The Senja Troll (Senjatrollet) was a tourist attraction in Finnsæter on the island of Senja in northern Norway. The largest troll statue in the world, it was the centerpiece of a family park associated with the Hulderheimen cultural center, together known as the Hulder and Troll Park. Beside the troll was a wife, or crone (kjerring); an adventure park and other attractions were housed inside the figure. The structure was destroyed in a fire on March 28, 2019.

==History and facilities==
The Hulderheimen cultural center in Finnsæter opened in 1989, named for a legend about a local mountain, the Hulderberg. The Senja Troll attraction opened nearby on June 1, 1993; it was built by Leif Rubach, who ran the attraction with his wife, Siw, dressed as a troll including fake troll feet, and called himself the "troll father". He was inspired by a local legend of a troll who appeared both on the island and in the sea nearby. The troll was made of injection-molded concrete, polyester, and plastic, was 17.96 m high, and weighed 125,000 kg; in 1997 Guinness World Records listed it as the world's largest troll. In 2007, after years of rivalry, the Hunderfossen Familiepark in Gudbrandsdalen conceded that their troll was not as tall.

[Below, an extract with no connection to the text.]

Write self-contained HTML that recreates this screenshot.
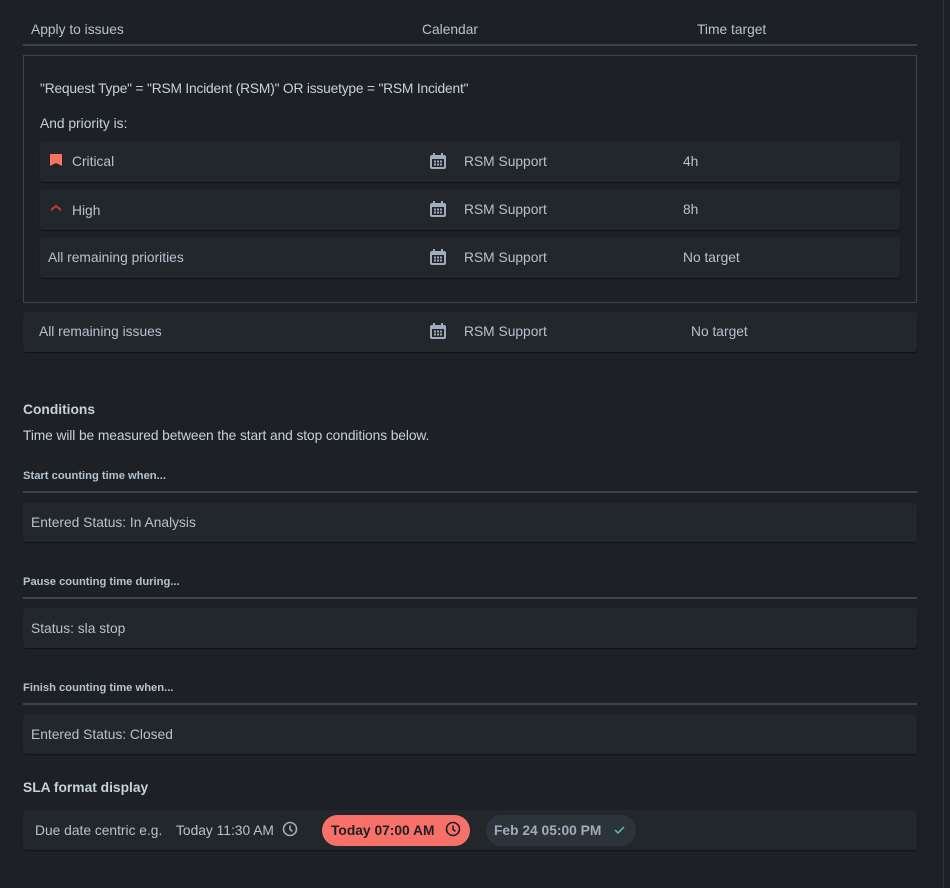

Inside the troll was a two-story adventure park. In 2017, Rubach was planning to renovate this to add a section for fall and winter activities. There was also a miniature train, the "Sesam-train".

In 2007 a wife, or crone, was lowered beside the troll by crane; their union was blessed by a priest with two NRK program hosts serving jointly as best man, and in 2012 they had sextuplets, which were baptized.

On March 28, 2019, the Senja Troll caught fire and was destroyed within a few minutes. The cause of the fire was believed to be an old fan heater that exploded.